Please return nothing but the lines between the line holding "Write self-contained HTML" and the line holding "2h14M1 6h14M1 6v9h6V6M1", both ends included, without the pictures.

▸ Task data
## START
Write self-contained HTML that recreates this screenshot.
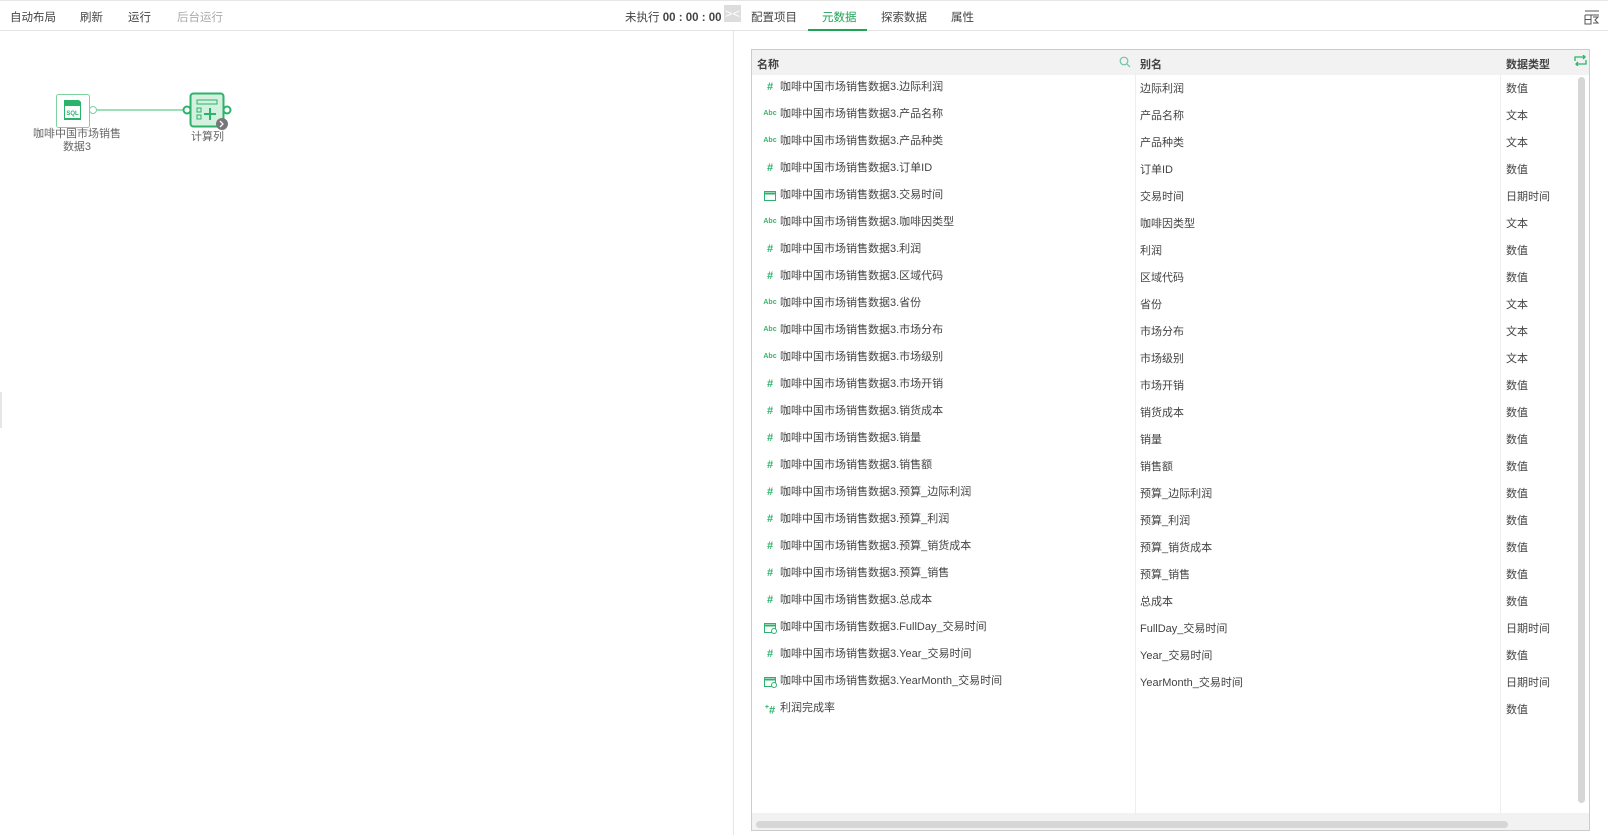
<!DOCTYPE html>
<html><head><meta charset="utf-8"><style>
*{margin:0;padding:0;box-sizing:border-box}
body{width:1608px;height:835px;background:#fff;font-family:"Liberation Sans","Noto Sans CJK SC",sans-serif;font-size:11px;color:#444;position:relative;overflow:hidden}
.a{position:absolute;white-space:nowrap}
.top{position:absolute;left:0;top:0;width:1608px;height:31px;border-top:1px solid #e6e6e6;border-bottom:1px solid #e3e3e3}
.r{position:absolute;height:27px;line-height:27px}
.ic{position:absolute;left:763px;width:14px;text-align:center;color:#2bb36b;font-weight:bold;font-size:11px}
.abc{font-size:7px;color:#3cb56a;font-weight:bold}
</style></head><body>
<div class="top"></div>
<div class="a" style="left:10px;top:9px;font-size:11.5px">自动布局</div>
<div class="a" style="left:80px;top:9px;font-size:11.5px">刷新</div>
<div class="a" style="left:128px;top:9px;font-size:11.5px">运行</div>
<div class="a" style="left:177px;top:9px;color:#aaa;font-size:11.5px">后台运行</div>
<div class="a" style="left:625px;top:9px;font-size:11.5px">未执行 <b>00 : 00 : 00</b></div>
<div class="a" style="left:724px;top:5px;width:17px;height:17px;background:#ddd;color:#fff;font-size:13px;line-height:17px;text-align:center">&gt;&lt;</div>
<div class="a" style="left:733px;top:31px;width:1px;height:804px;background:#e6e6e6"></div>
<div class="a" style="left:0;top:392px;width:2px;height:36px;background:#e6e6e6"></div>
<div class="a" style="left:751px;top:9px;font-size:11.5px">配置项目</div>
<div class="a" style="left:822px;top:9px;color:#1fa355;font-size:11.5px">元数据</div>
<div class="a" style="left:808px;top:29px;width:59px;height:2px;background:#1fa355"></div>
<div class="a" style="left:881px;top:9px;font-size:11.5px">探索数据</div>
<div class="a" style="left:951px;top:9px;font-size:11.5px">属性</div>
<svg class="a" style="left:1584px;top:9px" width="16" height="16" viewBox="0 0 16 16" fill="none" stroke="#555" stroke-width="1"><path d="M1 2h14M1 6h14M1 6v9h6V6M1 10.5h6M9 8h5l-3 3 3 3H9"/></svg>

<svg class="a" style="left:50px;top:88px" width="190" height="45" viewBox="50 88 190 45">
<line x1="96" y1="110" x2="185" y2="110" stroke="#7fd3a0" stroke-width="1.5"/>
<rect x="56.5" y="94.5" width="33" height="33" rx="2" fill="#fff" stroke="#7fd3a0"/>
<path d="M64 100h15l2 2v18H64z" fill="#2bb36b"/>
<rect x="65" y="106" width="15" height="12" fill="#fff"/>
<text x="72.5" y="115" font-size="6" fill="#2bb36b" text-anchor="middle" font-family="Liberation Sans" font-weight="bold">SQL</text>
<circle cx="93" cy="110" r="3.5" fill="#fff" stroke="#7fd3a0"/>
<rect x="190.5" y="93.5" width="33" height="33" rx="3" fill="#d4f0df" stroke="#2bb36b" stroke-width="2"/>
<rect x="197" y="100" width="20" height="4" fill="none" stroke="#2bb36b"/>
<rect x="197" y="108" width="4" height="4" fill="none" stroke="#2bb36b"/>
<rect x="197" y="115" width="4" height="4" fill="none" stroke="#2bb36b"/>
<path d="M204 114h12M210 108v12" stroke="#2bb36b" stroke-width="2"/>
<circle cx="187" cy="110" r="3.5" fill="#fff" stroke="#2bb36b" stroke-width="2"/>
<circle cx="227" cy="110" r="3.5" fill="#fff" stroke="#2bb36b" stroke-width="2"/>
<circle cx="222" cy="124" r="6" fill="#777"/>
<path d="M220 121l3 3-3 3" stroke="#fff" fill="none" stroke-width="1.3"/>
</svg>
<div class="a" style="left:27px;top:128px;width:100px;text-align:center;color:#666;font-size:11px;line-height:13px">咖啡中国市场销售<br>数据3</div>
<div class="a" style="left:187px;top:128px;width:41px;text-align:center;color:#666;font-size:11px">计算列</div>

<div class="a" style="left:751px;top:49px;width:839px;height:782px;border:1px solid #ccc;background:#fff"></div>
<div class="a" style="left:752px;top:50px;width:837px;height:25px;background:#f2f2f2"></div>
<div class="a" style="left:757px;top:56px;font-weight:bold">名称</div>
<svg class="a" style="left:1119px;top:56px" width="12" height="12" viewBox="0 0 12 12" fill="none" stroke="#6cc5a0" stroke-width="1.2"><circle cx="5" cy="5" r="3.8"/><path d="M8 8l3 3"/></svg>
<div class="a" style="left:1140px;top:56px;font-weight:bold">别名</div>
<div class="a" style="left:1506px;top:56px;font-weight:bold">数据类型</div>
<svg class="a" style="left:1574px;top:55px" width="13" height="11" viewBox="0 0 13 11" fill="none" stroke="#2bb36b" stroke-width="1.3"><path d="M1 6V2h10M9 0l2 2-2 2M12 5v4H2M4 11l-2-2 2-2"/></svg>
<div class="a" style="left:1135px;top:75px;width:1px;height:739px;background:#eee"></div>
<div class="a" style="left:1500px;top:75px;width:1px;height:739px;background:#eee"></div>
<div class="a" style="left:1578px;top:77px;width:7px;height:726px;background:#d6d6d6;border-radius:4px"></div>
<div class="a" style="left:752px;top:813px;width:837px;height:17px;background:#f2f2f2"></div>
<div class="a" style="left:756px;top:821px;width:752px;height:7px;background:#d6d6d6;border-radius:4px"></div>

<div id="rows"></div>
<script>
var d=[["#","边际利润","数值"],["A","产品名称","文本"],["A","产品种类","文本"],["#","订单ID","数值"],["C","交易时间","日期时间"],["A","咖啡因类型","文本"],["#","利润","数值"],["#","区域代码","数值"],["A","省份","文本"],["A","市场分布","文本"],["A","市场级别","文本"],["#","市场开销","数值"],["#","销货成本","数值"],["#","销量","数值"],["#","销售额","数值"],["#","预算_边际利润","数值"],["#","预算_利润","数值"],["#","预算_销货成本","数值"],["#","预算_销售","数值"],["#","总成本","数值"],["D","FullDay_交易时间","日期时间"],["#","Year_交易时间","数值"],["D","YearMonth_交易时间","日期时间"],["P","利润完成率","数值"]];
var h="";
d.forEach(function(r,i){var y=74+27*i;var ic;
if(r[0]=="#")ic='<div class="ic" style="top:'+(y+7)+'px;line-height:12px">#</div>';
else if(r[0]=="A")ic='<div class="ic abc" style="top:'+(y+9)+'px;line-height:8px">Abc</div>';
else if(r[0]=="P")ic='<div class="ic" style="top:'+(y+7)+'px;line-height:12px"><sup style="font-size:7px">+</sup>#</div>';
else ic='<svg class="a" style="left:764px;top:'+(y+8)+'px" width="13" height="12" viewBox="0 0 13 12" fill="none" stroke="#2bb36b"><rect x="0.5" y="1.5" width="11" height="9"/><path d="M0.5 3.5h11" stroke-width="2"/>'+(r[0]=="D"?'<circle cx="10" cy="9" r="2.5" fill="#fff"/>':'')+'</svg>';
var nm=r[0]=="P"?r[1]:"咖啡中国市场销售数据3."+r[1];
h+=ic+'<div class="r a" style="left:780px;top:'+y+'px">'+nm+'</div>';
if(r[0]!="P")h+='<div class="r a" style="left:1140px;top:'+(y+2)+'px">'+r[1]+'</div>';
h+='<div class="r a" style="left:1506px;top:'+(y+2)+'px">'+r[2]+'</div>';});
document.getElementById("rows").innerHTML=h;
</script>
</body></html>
## END
## START
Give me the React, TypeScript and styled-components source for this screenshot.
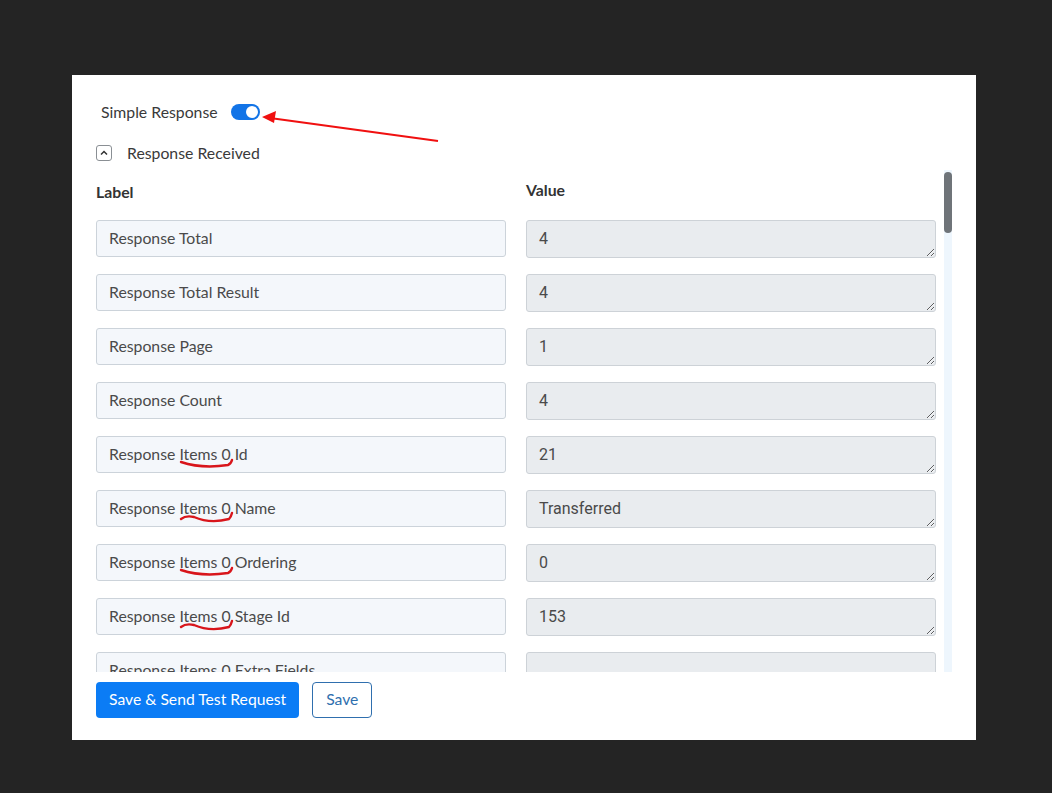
## END
▸ Result of the task
Write self-contained HTML that recreates this screenshot.
<!DOCTYPE html>
<html><head><meta charset="utf-8"><style>
*{margin:0;padding:0;box-sizing:border-box}
body{width:1608px;height:835px;background:#fff;font-family:"Liberation Sans","Noto Sans CJK SC",sans-serif;font-size:11px;color:#444;position:relative;overflow:hidden}
.a{position:absolute;white-space:nowrap}
.top{position:absolute;left:0;top:0;width:1608px;height:31px;border-top:1px solid #e6e6e6;border-bottom:1px solid #e3e3e3}
.r{position:absolute;height:27px;line-height:27px}
.ic{position:absolute;left:763px;width:14px;text-align:center;color:#2bb36b;font-weight:bold;font-size:11px}
.abc{font-size:7px;color:#3cb56a;font-weight:bold}
</style></head><body>
<div class="top"></div>
<div class="a" style="left:10px;top:9px;font-size:11.5px">自动布局</div>
<div class="a" style="left:80px;top:9px;font-size:11.5px">刷新</div>
<div class="a" style="left:128px;top:9px;font-size:11.5px">运行</div>
<div class="a" style="left:177px;top:9px;color:#aaa;font-size:11.5px">后台运行</div>
<div class="a" style="left:625px;top:9px;font-size:11.5px">未执行 <b>00 : 00 : 00</b></div>
<div class="a" style="left:724px;top:5px;width:17px;height:17px;background:#ddd;color:#fff;font-size:13px;line-height:17px;text-align:center">&gt;&lt;</div>
<div class="a" style="left:733px;top:31px;width:1px;height:804px;background:#e6e6e6"></div>
<div class="a" style="left:0;top:392px;width:2px;height:36px;background:#e6e6e6"></div>
<div class="a" style="left:751px;top:9px;font-size:11.5px">配置项目</div>
<div class="a" style="left:822px;top:9px;color:#1fa355;font-size:11.5px">元数据</div>
<div class="a" style="left:808px;top:29px;width:59px;height:2px;background:#1fa355"></div>
<div class="a" style="left:881px;top:9px;font-size:11.5px">探索数据</div>
<div class="a" style="left:951px;top:9px;font-size:11.5px">属性</div>
<svg class="a" style="left:1584px;top:9px" width="16" height="16" viewBox="0 0 16 16" fill="none" stroke="#555" stroke-width="1"><path d="M1 2h14M1 6h14M1 6v9h6V6M1 10.5h6M9 8h5l-3 3 3 3H9"/></svg>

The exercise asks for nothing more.